- PROBLEM STATEMENT -
Begin at the line containing "Reproduce this table" in the entries below and end at the line containing "import React from"; transcribe that range exactly and nothing outside it.
-- BEGIN --
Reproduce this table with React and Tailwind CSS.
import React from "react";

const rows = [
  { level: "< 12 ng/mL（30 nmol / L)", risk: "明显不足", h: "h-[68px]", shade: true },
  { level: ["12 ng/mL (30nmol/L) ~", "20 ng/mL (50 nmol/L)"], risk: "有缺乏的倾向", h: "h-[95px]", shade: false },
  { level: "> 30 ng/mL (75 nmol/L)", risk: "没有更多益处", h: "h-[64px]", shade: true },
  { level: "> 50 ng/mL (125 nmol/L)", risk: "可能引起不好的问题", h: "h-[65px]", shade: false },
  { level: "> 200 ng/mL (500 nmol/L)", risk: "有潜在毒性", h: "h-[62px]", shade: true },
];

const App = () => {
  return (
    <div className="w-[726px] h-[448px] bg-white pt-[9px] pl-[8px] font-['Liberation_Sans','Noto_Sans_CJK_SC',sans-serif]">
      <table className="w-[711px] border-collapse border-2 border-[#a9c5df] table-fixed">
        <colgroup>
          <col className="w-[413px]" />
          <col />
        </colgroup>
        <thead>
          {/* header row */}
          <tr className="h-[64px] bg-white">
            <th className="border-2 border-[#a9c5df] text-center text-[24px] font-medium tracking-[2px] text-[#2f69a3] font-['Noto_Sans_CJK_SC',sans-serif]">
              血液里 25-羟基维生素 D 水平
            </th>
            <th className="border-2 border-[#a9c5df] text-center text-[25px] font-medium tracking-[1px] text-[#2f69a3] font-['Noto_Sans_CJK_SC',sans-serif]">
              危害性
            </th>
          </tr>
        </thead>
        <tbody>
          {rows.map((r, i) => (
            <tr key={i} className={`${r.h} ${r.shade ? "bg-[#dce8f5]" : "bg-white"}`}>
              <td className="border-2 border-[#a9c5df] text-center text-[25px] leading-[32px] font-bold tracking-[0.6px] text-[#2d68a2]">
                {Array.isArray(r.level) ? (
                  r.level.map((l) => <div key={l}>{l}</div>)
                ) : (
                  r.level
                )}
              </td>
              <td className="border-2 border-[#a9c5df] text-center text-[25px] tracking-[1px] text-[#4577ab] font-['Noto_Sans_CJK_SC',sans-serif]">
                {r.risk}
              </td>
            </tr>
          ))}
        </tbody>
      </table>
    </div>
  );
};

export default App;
-- END --
-- BEGIN --
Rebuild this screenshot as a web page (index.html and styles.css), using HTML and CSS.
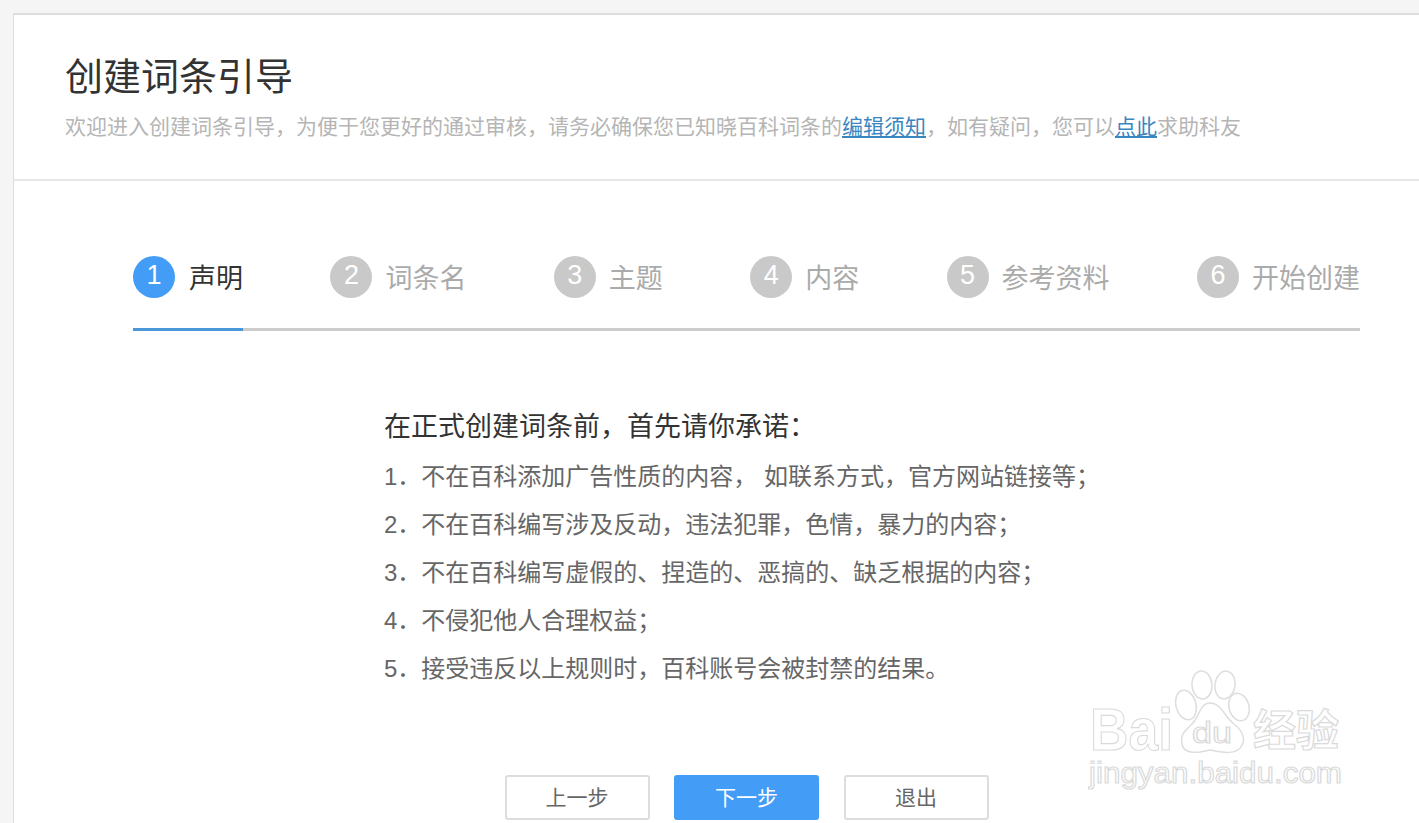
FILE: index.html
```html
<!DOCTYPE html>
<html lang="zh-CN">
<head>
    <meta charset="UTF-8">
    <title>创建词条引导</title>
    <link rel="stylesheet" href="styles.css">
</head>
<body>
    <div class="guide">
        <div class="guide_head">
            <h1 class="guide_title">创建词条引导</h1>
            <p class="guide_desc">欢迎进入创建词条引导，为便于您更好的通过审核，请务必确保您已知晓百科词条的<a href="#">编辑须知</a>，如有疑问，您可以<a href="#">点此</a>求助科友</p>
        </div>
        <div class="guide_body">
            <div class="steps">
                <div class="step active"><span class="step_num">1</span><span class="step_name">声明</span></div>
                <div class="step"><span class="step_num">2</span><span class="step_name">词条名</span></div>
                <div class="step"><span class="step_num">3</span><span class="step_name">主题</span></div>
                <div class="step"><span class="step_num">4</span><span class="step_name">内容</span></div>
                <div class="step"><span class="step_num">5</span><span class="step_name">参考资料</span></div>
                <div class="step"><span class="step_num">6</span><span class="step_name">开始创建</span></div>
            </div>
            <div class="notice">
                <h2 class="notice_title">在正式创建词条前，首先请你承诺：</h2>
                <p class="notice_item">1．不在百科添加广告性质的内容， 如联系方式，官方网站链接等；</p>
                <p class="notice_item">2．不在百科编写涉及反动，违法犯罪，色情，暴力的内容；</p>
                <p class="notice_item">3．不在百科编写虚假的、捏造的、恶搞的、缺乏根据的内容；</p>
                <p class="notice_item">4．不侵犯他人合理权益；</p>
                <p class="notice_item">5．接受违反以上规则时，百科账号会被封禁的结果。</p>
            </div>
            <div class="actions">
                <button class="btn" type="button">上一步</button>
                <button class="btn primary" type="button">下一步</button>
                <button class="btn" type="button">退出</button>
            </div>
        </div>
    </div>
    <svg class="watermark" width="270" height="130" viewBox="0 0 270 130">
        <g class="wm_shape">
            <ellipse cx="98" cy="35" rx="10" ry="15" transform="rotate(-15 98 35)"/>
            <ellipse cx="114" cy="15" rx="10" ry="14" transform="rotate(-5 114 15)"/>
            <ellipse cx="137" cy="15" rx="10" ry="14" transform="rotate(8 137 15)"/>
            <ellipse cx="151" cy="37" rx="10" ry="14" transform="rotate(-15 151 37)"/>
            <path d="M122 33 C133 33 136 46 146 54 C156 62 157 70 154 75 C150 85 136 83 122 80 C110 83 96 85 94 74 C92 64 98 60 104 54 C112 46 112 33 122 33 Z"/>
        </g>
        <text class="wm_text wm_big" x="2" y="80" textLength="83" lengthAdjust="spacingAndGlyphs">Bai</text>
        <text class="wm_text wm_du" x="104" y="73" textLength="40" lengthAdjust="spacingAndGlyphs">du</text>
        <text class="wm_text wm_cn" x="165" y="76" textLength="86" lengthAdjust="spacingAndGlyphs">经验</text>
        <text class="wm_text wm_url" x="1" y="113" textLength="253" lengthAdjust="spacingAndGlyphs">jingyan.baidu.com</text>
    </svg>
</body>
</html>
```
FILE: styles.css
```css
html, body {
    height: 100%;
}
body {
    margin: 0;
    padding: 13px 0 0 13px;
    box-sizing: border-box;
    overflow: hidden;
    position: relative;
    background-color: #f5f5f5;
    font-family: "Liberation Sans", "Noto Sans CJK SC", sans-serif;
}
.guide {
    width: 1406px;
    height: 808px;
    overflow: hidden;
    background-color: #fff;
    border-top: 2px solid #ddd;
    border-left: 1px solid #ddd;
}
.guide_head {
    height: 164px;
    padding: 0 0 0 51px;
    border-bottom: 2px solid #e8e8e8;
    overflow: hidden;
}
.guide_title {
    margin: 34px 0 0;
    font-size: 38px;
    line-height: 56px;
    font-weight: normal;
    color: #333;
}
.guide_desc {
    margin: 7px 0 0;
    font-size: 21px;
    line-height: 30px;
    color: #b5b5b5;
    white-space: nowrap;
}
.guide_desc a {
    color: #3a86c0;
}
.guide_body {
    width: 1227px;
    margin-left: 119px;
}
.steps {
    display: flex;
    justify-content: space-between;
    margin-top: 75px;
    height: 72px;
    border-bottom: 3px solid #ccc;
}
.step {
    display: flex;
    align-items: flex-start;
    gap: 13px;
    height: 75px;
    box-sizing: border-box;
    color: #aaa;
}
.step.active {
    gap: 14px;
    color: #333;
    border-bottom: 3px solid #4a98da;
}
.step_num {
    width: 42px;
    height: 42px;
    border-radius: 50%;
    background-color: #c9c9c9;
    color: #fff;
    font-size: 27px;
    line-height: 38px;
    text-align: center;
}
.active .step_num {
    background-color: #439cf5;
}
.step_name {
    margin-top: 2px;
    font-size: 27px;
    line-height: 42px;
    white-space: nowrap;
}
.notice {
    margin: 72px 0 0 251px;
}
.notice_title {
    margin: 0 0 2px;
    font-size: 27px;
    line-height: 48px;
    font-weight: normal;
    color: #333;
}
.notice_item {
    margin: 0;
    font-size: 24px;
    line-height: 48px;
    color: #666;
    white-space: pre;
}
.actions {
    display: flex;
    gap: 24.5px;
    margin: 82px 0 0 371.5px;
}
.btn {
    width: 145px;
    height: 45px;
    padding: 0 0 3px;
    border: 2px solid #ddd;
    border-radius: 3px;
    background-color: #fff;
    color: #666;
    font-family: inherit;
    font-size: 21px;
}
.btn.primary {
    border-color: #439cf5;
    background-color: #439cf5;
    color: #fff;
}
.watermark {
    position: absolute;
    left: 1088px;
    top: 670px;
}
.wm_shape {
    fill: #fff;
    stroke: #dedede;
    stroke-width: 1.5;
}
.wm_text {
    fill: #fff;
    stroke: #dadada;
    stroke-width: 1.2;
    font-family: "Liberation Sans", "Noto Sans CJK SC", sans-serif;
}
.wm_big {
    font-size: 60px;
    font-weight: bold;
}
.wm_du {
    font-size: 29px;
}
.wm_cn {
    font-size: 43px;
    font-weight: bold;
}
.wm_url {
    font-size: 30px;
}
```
-- END --
- OUTPUT FOR THIS EXERCISE -
Reproduce this table with React and Tailwind CSS.
import React from "react";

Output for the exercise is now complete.